Stated goal: Show all lines holding the string "components".

[Rows from a dataset of pages and code]
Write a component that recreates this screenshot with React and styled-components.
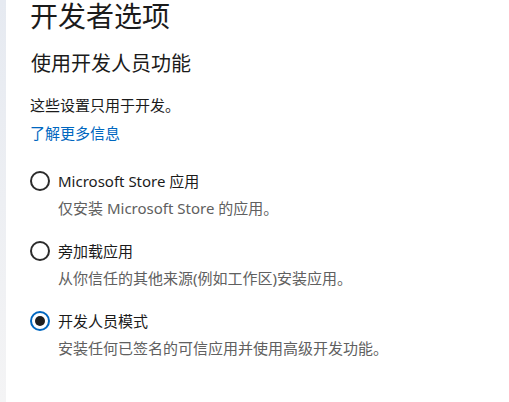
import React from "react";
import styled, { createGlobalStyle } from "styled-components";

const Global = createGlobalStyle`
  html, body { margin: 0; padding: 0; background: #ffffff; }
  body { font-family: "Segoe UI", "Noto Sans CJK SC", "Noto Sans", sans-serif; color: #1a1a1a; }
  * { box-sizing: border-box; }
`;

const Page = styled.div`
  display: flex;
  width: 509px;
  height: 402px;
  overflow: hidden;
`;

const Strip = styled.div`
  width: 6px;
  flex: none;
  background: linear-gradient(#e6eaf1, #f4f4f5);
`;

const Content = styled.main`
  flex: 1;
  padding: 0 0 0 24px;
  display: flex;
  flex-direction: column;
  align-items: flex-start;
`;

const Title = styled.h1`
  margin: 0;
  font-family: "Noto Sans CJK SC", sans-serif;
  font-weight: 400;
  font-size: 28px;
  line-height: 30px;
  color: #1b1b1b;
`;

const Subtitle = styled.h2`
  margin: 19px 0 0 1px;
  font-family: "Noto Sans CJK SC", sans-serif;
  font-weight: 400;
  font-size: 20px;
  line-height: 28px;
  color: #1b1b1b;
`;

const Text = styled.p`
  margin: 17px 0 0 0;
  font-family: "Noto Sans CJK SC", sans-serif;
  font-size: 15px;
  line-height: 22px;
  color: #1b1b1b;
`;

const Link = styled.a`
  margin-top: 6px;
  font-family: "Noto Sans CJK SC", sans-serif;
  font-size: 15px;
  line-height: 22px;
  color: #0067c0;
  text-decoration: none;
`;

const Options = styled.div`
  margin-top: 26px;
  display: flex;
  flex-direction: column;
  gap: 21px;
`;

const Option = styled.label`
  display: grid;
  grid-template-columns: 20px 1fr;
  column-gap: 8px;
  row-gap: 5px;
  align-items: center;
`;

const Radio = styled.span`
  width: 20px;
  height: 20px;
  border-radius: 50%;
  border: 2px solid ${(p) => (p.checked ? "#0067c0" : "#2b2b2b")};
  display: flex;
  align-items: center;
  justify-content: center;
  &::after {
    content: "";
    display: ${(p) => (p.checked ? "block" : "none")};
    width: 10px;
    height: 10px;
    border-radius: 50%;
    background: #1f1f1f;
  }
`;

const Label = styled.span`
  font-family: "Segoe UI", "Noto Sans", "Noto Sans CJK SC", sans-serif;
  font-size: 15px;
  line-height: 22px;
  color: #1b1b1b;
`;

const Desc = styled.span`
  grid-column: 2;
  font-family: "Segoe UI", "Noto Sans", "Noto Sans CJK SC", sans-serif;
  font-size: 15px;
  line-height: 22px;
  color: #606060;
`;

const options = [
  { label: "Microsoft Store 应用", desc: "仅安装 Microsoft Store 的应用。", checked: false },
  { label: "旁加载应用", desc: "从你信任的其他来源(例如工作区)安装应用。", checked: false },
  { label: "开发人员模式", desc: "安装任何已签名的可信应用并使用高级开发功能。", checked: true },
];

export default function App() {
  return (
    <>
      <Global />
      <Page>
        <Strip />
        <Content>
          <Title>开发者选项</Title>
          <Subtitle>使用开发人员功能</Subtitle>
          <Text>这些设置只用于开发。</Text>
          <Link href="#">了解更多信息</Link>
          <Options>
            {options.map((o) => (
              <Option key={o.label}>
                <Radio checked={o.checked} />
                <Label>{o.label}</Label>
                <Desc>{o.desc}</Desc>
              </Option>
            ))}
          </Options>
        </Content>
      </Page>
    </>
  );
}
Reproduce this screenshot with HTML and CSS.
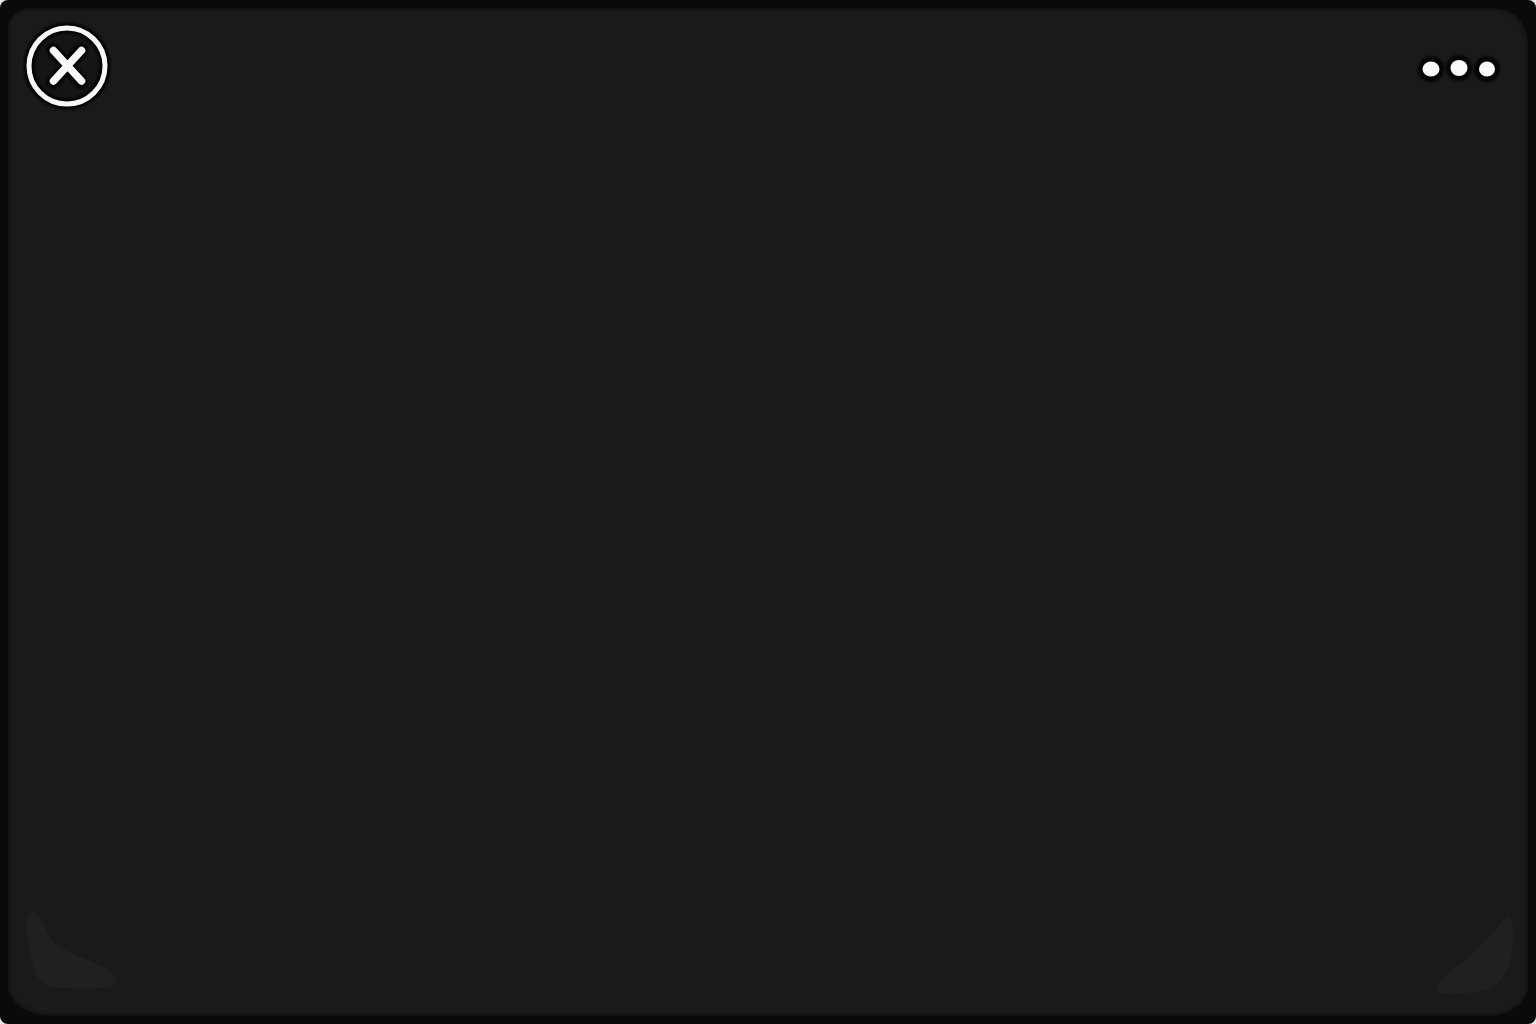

Result of the exercise:
Write a component that recreates this screenshot with React and styled-components.
import styled, { createGlobalStyle } from "styled-components";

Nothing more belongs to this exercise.